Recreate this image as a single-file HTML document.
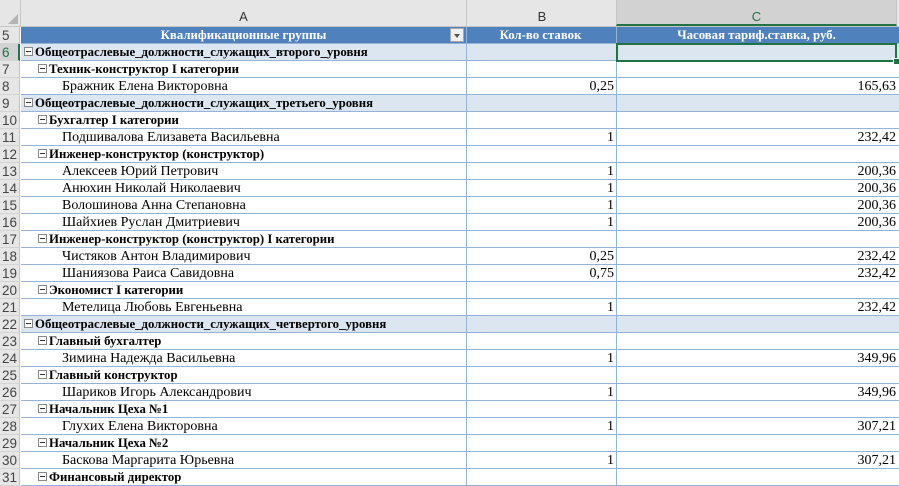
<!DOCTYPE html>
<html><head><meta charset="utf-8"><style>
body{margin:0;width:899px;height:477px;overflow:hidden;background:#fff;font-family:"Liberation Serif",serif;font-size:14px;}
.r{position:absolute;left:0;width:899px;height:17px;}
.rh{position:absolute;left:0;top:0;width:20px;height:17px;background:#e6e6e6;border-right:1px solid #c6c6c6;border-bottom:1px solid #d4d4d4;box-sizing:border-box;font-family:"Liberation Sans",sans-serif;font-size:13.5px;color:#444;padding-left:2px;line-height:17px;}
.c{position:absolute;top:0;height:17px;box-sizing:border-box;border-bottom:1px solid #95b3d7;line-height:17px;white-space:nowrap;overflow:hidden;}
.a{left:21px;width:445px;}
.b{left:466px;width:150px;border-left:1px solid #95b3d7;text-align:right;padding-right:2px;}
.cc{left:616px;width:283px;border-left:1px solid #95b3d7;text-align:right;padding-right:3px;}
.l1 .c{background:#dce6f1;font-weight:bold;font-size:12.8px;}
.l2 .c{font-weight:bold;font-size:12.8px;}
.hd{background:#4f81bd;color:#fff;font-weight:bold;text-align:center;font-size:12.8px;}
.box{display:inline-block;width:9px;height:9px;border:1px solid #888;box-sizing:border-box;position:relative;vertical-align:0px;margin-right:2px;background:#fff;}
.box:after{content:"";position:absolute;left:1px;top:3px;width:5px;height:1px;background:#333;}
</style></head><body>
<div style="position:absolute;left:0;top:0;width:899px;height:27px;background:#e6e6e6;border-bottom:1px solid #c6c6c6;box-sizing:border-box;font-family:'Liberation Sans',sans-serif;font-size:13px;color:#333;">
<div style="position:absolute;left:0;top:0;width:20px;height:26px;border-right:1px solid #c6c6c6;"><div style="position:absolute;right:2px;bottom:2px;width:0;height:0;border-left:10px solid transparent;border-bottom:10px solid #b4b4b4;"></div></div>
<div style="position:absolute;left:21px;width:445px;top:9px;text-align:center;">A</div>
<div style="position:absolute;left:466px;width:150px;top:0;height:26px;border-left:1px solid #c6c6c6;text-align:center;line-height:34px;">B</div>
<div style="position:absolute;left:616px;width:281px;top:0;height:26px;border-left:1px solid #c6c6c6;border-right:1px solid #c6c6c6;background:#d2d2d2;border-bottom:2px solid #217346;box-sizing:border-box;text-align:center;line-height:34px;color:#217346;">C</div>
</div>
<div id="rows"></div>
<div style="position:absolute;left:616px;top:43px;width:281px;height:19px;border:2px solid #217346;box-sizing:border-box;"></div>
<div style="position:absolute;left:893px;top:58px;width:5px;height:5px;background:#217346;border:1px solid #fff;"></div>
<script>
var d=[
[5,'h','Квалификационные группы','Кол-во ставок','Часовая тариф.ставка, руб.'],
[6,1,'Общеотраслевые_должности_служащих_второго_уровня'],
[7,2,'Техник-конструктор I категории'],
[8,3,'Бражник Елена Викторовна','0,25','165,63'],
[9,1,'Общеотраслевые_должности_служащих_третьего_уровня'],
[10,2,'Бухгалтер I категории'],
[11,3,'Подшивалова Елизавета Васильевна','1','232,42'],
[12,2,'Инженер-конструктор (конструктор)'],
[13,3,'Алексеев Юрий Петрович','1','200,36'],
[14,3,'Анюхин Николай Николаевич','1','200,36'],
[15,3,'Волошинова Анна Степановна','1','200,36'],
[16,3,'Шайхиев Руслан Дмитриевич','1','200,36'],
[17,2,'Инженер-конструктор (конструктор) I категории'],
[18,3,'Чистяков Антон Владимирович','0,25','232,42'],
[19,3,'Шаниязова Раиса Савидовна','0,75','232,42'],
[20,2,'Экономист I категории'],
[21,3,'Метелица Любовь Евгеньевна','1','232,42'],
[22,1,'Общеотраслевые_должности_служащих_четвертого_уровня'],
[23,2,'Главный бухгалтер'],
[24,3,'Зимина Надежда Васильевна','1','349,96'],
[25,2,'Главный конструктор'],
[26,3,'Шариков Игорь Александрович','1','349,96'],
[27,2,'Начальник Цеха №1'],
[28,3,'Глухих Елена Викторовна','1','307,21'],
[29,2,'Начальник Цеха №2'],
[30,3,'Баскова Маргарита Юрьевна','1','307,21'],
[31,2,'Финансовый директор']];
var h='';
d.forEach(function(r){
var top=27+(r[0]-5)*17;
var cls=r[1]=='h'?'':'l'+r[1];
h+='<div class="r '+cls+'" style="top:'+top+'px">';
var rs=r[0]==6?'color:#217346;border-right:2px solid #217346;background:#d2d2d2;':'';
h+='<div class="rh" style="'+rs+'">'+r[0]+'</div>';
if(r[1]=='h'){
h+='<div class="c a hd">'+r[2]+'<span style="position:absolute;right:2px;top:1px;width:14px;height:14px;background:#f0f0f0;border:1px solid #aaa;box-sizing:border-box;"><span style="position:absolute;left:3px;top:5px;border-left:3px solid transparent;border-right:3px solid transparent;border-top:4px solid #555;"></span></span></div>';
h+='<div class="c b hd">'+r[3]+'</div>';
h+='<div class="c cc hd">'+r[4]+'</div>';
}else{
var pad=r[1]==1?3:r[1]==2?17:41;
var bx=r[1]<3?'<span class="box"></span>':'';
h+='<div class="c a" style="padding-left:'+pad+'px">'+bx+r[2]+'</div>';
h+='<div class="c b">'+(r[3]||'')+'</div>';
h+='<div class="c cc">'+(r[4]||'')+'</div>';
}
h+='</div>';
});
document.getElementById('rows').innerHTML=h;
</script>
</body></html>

┄┄┄┄┄┄┄┄┄┄┄┄┄┄┄┄┄┄┄┄

Copy the listing in full and without alteration, omitting every picture.

Recreate this image as a single-file HTML document.
<!DOCTYPE html>
<html><head><meta charset="utf-8"><style>
body{margin:0;width:899px;height:477px;overflow:hidden;background:#fff;font-family:"Liberation Serif",serif;font-size:14px;}
.r{position:absolute;left:0;width:899px;height:17px;}
.rh{position:absolute;left:0;top:0;width:20px;height:17px;background:#e6e6e6;border-right:1px solid #c6c6c6;border-bottom:1px solid #d4d4d4;box-sizing:border-box;font-family:"Liberation Sans",sans-serif;font-size:13.5px;color:#444;padding-left:2px;line-height:17px;}
.c{position:absolute;top:0;height:17px;box-sizing:border-box;border-bottom:1px solid #95b3d7;line-height:17px;white-space:nowrap;overflow:hidden;}
.a{left:21px;width:445px;}
.b{left:466px;width:150px;border-left:1px solid #95b3d7;text-align:right;padding-right:2px;}
.cc{left:616px;width:283px;border-left:1px solid #95b3d7;text-align:right;padding-right:3px;}
.l1 .c{background:#dce6f1;font-weight:bold;font-size:12.8px;}
.l2 .c{font-weight:bold;font-size:12.8px;}
.hd{background:#4f81bd;color:#fff;font-weight:bold;text-align:center;font-size:12.8px;}
.box{display:inline-block;width:9px;height:9px;border:1px solid #888;box-sizing:border-box;position:relative;vertical-align:0px;margin-right:2px;background:#fff;}
.box:after{content:"";position:absolute;left:1px;top:3px;width:5px;height:1px;background:#333;}
</style></head><body>
<div style="position:absolute;left:0;top:0;width:899px;height:27px;background:#e6e6e6;border-bottom:1px solid #c6c6c6;box-sizing:border-box;font-family:'Liberation Sans',sans-serif;font-size:13px;color:#333;">
<div style="position:absolute;left:0;top:0;width:20px;height:26px;border-right:1px solid #c6c6c6;"><div style="position:absolute;right:2px;bottom:2px;width:0;height:0;border-left:10px solid transparent;border-bottom:10px solid #b4b4b4;"></div></div>
<div style="position:absolute;left:21px;width:445px;top:9px;text-align:center;">A</div>
<div style="position:absolute;left:466px;width:150px;top:0;height:26px;border-left:1px solid #c6c6c6;text-align:center;line-height:34px;">B</div>
<div style="position:absolute;left:616px;width:281px;top:0;height:26px;border-left:1px solid #c6c6c6;border-right:1px solid #c6c6c6;background:#d2d2d2;border-bottom:2px solid #217346;box-sizing:border-box;text-align:center;line-height:34px;color:#217346;">C</div>
</div>
<div id="rows"></div>
<div style="position:absolute;left:616px;top:43px;width:281px;height:19px;border:2px solid #217346;box-sizing:border-box;"></div>
<div style="position:absolute;left:893px;top:58px;width:5px;height:5px;background:#217346;border:1px solid #fff;"></div>
<script>
var d=[
[5,'h','Квалификационные группы','Кол-во ставок','Часовая тариф.ставка, руб.'],
[6,1,'Общеотраслевые_должности_служащих_второго_уровня'],
[7,2,'Техник-конструктор I категории'],
[8,3,'Бражник Елена Викторовна','0,25','165,63'],
[9,1,'Общеотраслевые_должности_служащих_третьего_уровня'],
[10,2,'Бухгалтер I категории'],
[11,3,'Подшивалова Елизавета Васильевна','1','232,42'],
[12,2,'Инженер-конструктор (конструктор)'],
[13,3,'Алексеев Юрий Петрович','1','200,36'],
[14,3,'Анюхин Николай Николаевич','1','200,36'],
[15,3,'Волошинова Анна Степановна','1','200,36'],
[16,3,'Шайхиев Руслан Дмитриевич','1','200,36'],
[17,2,'Инженер-конструктор (конструктор) I категории'],
[18,3,'Чистяков Антон Владимирович','0,25','232,42'],
[19,3,'Шаниязова Раиса Савидовна','0,75','232,42'],
[20,2,'Экономист I категории'],
[21,3,'Метелица Любовь Евгеньевна','1','232,42'],
[22,1,'Общеотраслевые_должности_служащих_четвертого_уровня'],
[23,2,'Главный бухгалтер'],
[24,3,'Зимина Надежда Васильевна','1','349,96'],
[25,2,'Главный конструктор'],
[26,3,'Шариков Игорь Александрович','1','349,96'],
[27,2,'Начальник Цеха №1'],
[28,3,'Глухих Елена Викторовна','1','307,21'],
[29,2,'Начальник Цеха №2'],
[30,3,'Баскова Маргарита Юрьевна','1','307,21'],
[31,2,'Финансовый директор']];
var h='';
d.forEach(function(r){
var top=27+(r[0]-5)*17;
var cls=r[1]=='h'?'':'l'+r[1];
h+='<div class="r '+cls+'" style="top:'+top+'px">';
var rs=r[0]==6?'color:#217346;border-right:2px solid #217346;background:#d2d2d2;':'';
h+='<div class="rh" style="'+rs+'">'+r[0]+'</div>';
if(r[1]=='h'){
h+='<div class="c a hd">'+r[2]+'<span style="position:absolute;right:2px;top:1px;width:14px;height:14px;background:#f0f0f0;border:1px solid #aaa;box-sizing:border-box;"><span style="position:absolute;left:3px;top:5px;border-left:3px solid transparent;border-right:3px solid transparent;border-top:4px solid #555;"></span></span></div>';
h+='<div class="c b hd">'+r[3]+'</div>';
h+='<div class="c cc hd">'+r[4]+'</div>';
}else{
var pad=r[1]==1?3:r[1]==2?17:41;
var bx=r[1]<3?'<span class="box"></span>':'';
h+='<div class="c a" style="padding-left:'+pad+'px">'+bx+r[2]+'</div>';
h+='<div class="c b">'+(r[3]||'')+'</div>';
h+='<div class="c cc">'+(r[4]||'')+'</div>';
}
h+='</div>';
});
document.getElementById('rows').innerHTML=h;
</script>
</body></html>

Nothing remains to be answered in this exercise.